Exercise prompt:
In the listing below, locate the lines that hold the string "components". Copy those lines.

Material:
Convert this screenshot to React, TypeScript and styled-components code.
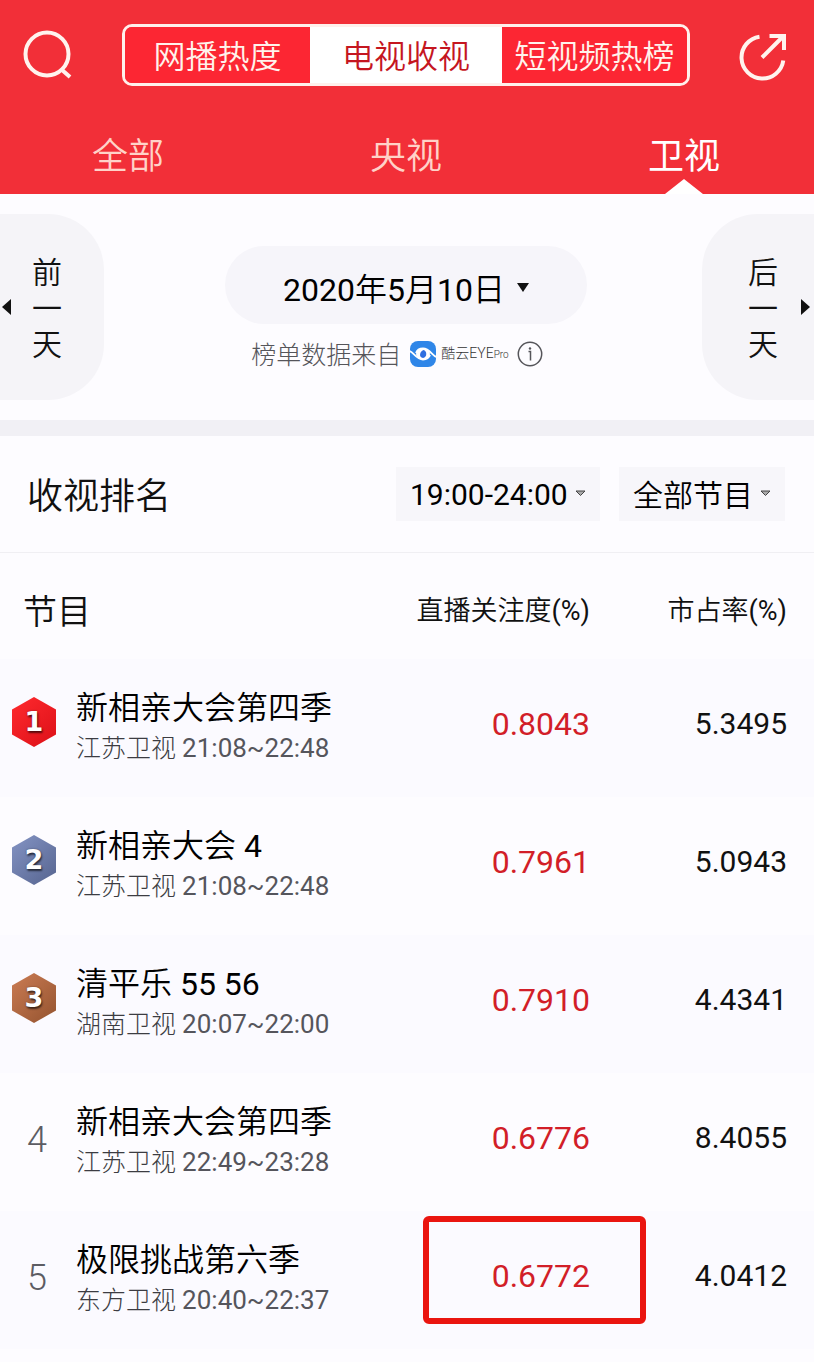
import React, { useState } from "react";
import styled, { createGlobalStyle, css } from "styled-components";

const GlobalStyle = createGlobalStyle`
  *, *::before, *::after { box-sizing: border-box; }
  body {
    margin: 0;
    background: #fdfcff;
    color: #111;
    font-family: Roboto, "Noto Sans CJK SC", sans-serif;
    font-weight: 350;
  }
  button, select {
    margin: 0;
    padding: 0;
    border: 0;
    background: none;
    color: inherit;
    font: inherit;
    cursor: pointer;
  }
`;

const Header = styled.header`
  padding-top: 24px;
  background: #f22f38;
  color: #fff;
`;

const TopBar = styled.div`
  display: flex;
  align-items: center;
  gap: 50px;
  padding: 0 26px 0 24px;
`;

const IconButton = styled.button`
  display: flex;
  flex: none;
  align-items: center;
  width: 48px;
  height: 50px;
  svg {
    overflow: visible;
  }
`;

const Segments = styled.div`
  display: grid;
  flex: 1;
  grid-template-columns: 1fr 1.04fr 1fr;
  height: 62px;
  border: 3px solid #fff0ec;
  border-radius: 10px;
  overflow: hidden;
`;

const Segment = styled.button<{ $active: boolean }>`
  padding-top: 4px;
  background: ${(p) => (p.$active ? "#fff" : "#fc2633")};
  color: ${(p) => (p.$active ? "#c5161f" : "#fff3ec")};
  font-size: 32px;
  line-height: 40px;
  white-space: nowrap;
`;

const Tabs = styled.nav`
  display: flex;
  justify-content: space-between;
  padding: 32px 94px 0 92px;
`;

const Tab = styled.button<{ $active: boolean }>`
  position: relative;
  height: 76px;
  padding-top: 2px;
  font-size: 36px;
  line-height: 40px;
  color: #ffd2c8;
  ${(p) =>
    p.$active &&
    css`
      color: #fff;
      font-weight: 400;
      &::after {
        content: "";
        position: absolute;
        bottom: 0;
        left: 50%;
        width: 38px;
        height: 15px;
        background: #fff;
        clip-path: polygon(50% 0, 100% 100%, 0 100%);
        transform: translateX(-50%);
      }
    `}
`;

const DateBar = styled.section`
  display: flex;
  justify-content: space-between;
  padding: 20px 0;
  border-bottom: 16px solid #f1f0f5;
`;

const DayButton = styled.button<{ $side: "prev" | "next" }>`
  display: flex;
  flex: none;
  align-items: center;
  height: 186px;
  background: #f5f4f8;
  font-size: 30px;
  line-height: 36px;
  ${(p) =>
    p.$side === "prev"
      ? css`
          width: 104px;
          gap: 21px;
          padding-left: 2px;
          border-radius: 0 56px 56px 0;
        `
      : css`
          width: 112px;
          gap: 23px;
          justify-content: flex-end;
          padding-right: 4px;
          border-radius: 56px 0 0 56px;
        `}
`;

const DayText = styled.span`
  width: 30px;
  padding-top: 4px;
`;

const DateColumn = styled.div`
  display: flex;
  flex-direction: column;
  align-items: center;
  padding: 32px 0 0 6px;
`;

const DateButton = styled.button`
  display: flex;
  align-items: center;
  justify-content: center;
  gap: 12px;
  width: 362px;
  height: 78px;
  padding-top: 4px;
  border-radius: 39px;
  background: #f6f5fa;
  font-size: 32px;
  font-weight: 350;
  color: #000;
`;

/* Roboto has no weight between light and regular, so figures are set in regular. */
const Figures = styled.span`
  font-weight: 400;
`;

const Source = styled.div`
  display: flex;
  align-items: center;
  height: 36px;
  margin-top: 12px;
  padding-right: 18px;
  color: #55555a;
  font-size: 25px;
  font-weight: 300;
  line-height: 36px;
`;

const SourceText = styled.span`
  padding-top: 4px;
`;

const Wordmark = styled.span`
  margin: 0 8px 0 5px;
  color: #333;
  font-size: 14px;
  line-height: 20px;
  small {
    font-size: 10px;
  }
`;

const LogoSvg = styled.svg`
  flex: none;
  margin-left: 9px;
`;

const InfoButton = styled.button`
  display: flex;
`;

const RankBar = styled.section`
  display: flex;
  align-items: center;
  gap: 19px;
  padding: 31px 29px 31px 27px;
  border-bottom: 1px solid #f0eff3;
`;

const Title = styled.h2`
  flex: 1;
  margin: 0;
  padding-top: 6px;
  font-size: 36px;
  font-weight: 350;
  line-height: 48px;
`;

const Picker = styled.label`
  position: relative;
  svg {
    position: absolute;
    top: 23px;
    right: 14px;
    pointer-events: none;
  }
`;

const Select = styled.select<{ $latin?: boolean }>`
  appearance: none;
  display: block;
  height: 54px;
  padding: ${(p) => (p.$latin ? "0 32px 0 14px" : "2px 32px 0 14px")};
  background: #f7f6fa;
  color: #000;
  font-size: 30px;
  font-weight: ${(p) => (p.$latin ? 400 : 350)};
`;

const Table = styled.table`
  width: 100%;
  table-layout: fixed;
  border-collapse: collapse;
`;

const HeadCell = styled.th<{ $name?: boolean; $flush?: boolean }>`
  height: 106px;
  padding: ${(p) => (p.$name ? "12px 0 0 23px" : p.$flush ? "10px 0 0" : "10px 27px 0 0")};
  text-align: ${(p) => (p.$name ? "left" : "right")};
  font-size: ${(p) => (p.$name ? 34 : 27)}px;
  font-weight: 350;
  line-height: 40px;
  white-space: nowrap;
`;

const Row = styled.tr`
  height: 138px;
  &:nth-child(odd) {
    background: #fbfaff;
  }
`;

const RankCell = styled.td`
  padding: 0 2px 4px 0;
  text-align: center;
  color: #5c5c63;
  font-size: 36px;
  font-weight: 300;
  line-height: 40px;
`;

const NameCell = styled.td`
  padding: 0;
  white-space: nowrap;
`;

const Name = styled.div`
  font-size: 32px;
  line-height: 40px;
  color: #000;
`;

const Meta = styled.div`
  font-size: 25px;
  font-weight: 300;
  line-height: 40px;
  color: #3c3c42;
`;

const Time = styled.span`
  color: #55555c;
  font-size: 26px;
  font-weight: 400;
`;

const NumberCell = styled.td<{ $accent?: boolean }>`
  padding: ${(p) => (p.$accent ? "0 0 8px" : "0 27px 8px 0")};
  text-align: right;
  font-size: ${(p) => (p.$accent ? 32 : 30)}px;
  line-height: 40px;
  font-weight: 400;
  color: ${(p) => (p.$accent ? "#d21e28" : "#111")};
`;

const Value = styled.span<{ $marked?: boolean }>`
  position: relative;
  display: inline-block;
  ${(p) =>
    p.$marked &&
    css`
      &::after {
        content: "";
        position: absolute;
        inset: -40px -56px -28px -69px;
        border: 6px solid #ea1510;
        border-radius: 6px;
      }
    `}
`;

const Badge = styled.span<{ $from: string; $to: string }>`
  display: flex;
  align-items: center;
  justify-content: center;
  width: 44px;
  height: 50px;
  margin: 0 0 8px 12px;
  background: linear-gradient(135deg, ${(p) => p.$from}, ${(p) => p.$to});
  clip-path: polygon(50% 0, 100% 25%, 100% 75%, 50% 100%, 0 75%, 0 25%);
  color: #fff;
  font-family: "DejaVu Sans", sans-serif;
  font-size: 27px;
  font-weight: 700;
  line-height: 50px;
  text-shadow: 1px 2px 2px rgba(0, 0, 0, 0.6), 0 0 2px rgba(0, 0, 0, 0.4);
`;

const SearchIcon = () => (
  <svg width="48" height="48" viewBox="0 0 48 48" fill="none" stroke="#fff3ee" strokeWidth="4">
    <circle cx="23" cy="23" r="21.5" />
    <path d="M37.5 38.5 46 46" />
  </svg>
);

const ShareIcon = () => (
  <svg width="48" height="50" viewBox="0 0 48 50" fill="none" stroke="#fff3ee" strokeWidth="4">
    <path d="M19.500 6.700A21 21 0 1 0 43.300 30.500" />
    <path d="M22 27.500 43 6.500M29.500 6H44V20" />
  </svg>
);

const Triangle = ({ w, h, d }: { w: number; h: number; d: string }) => (
  <svg width={w} height={h} viewBox={`0 0 ${w} ${h}`} aria-hidden="true">
    <path d={d} fill="#111" />
  </svg>
);

const PickerArrow = () => (
  <svg width="11" height="7" viewBox="0 0 11 7" aria-hidden="true">
    <path d="M1 1h9L5.500 5.500z" fill="#aaa" stroke="#444" />
  </svg>
);

const Logo = () => (
  <LogoSvg width="26" height="26" viewBox="0 0 26 26" aria-hidden="true">
    <rect x="0" y="0" width="26" height="26" rx="8" fill="#2f86e8" />
    <ellipse cx="13" cy="13" rx="7" ry="5.500" fill="#fff" />
    <path
      d="M-1 10C3 10 6 18.500 13 18.500C17 18.500 19 17 20 14M27 16C23 16 20 7.500 13 7.500C9 7.500 7 9 6 12"
      fill="none"
      stroke="#fff"
      strokeWidth="1.800"
    />
    <path d="M13.500 9C17 9.500 17.500 16.500 13 17C8.500 16.500 9.500 10.500 13.500 9Z" fill="#2f6fe0" />
  </LogoSvg>
);

const InfoIcon = () => (
  <svg width="26" height="26" viewBox="0 0 26 26" fill="none" stroke="#55555a">
    <circle cx="13" cy="13" r="11.700" strokeWidth="1.500" />
    <path d="M11.500 10.500H13.500V19.500" strokeWidth="1.500" />
    <circle cx="13" cy="7.500" r="1.200" fill="#55555a" stroke="none" />
  </svg>
);

const segments = ["网播热度", "电视收视", "短视频热榜"];
const tabs = ["全部", "央视", "卫视"];
const badges: Record<number, [string, string]> = {
  1: ["#ff2a2e", "#dc1018"],
  2: ["#8494c4", "#56648f"],
  3: ["#cb7c54", "#94532f"],
};
const rows = [
  { name: "新相亲大会第四季", channel: "江苏卫视", time: "21:08~22:48", focus: "0.8043", share: "5.3495" },
  { name: "新相亲大会", part: "4", channel: "江苏卫视", time: "21:08~22:48", focus: "0.7961", share: "5.0943" },
  { name: "清平乐", part: "55 56", channel: "湖南卫视", time: "20:07~22:00", focus: "0.7910", share: "4.4341" },
  { name: "新相亲大会第四季", channel: "江苏卫视", time: "22:49~23:28", focus: "0.6776", share: "8.4055" },
  { name: "极限挑战第六季", channel: "东方卫视", time: "20:40~22:37", focus: "0.6772", share: "4.0412", marked: true },
];

export default function App() {
  const [segment, setSegment] = useState(1);
  const [tab, setTab] = useState(2);

  return (
    <>
      <GlobalStyle />
      <Header>
        <TopBar>
          <IconButton aria-label="搜索"><SearchIcon /></IconButton>
          <Segments>
            {segments.map((s, i) => (
              <Segment key={s} $active={i === segment} onClick={() => setSegment(i)}>{s}</Segment>
            ))}
          </Segments>
          <IconButton aria-label="分享"><ShareIcon /></IconButton>
        </TopBar>
        <Tabs>
          {tabs.map((t, i) => (
            <Tab key={t} $active={i === tab} onClick={() => setTab(i)}>{t}</Tab>
          ))}
        </Tabs>
      </Header>
      <main>
        <DateBar>
          <DayButton $side="prev">
            <Triangle w={9} h={16} d="M9 0v16L0 8z" />
            <DayText>前一天</DayText>
          </DayButton>
          <DateColumn>
            <DateButton>
              <span>
                <Figures>2020</Figures>年<Figures>5</Figures>月<Figures>10</Figures>日
              </span>
              <Triangle w={12} h={9} d="M0 0h12L6 9z" />
            </DateButton>
            <Source>
              <SourceText>榜单数据来自</SourceText>
              <Logo />
              <Wordmark>酷云EYE<small>Pro</small></Wordmark>
              <InfoButton aria-label="说明"><InfoIcon /></InfoButton>
            </Source>
          </DateColumn>
          <DayButton $side="next">
            <DayText>后一天</DayText>
            <Triangle w={9} h={16} d="M0 0v16l9-8z" />
          </DayButton>
        </DateBar>
        <RankBar>
          <Title>收视排名</Title>
          <Picker>
            <Select $latin aria-label="时段">
              <option>19:00-24:00</option>
            </Select>
            <PickerArrow />
          </Picker>
          <Picker>
            <Select aria-label="节目类型">
              <option>全部节目</option>
            </Select>
            <PickerArrow />
          </Picker>
        </RankBar>
        <Table>
          <colgroup>
            <col width="76" />
            <col />
            <col width="200" />
            <col width="224" />
          </colgroup>
          <thead>
            <tr>
              <HeadCell $name colSpan={2}>节目</HeadCell>
              <HeadCell $flush>直播关注度<Figures>(%)</Figures></HeadCell>
              <HeadCell>市占率<Figures>(%)</Figures></HeadCell>
            </tr>
          </thead>
          <tbody>
            {rows.map((r, i) => {
              const badge = badges[i + 1];
              return (
                <Row key={i}>
                  <RankCell>
                    {badge ? <Badge $from={badge[0]} $to={badge[1]}>{i + 1}</Badge> : i + 1}
                  </RankCell>
                  <NameCell>
                    <Name>{r.name}{r.part && <Figures> {r.part}</Figures>}</Name>
                    <Meta>{r.channel} <Time>{r.time}</Time></Meta>
                  </NameCell>
                  <NumberCell $accent><Value $marked={r.marked}>{r.focus}</Value></NumberCell>
                  <NumberCell>{r.share}</NumberCell>
                </Row>
              );
            })}
          </tbody>
        </Table>
      </main>
    </>
  );
}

Task answer:
Convert this screenshot to React, TypeScript and styled-components code.
import styled, { createGlobalStyle, css } from "styled-components";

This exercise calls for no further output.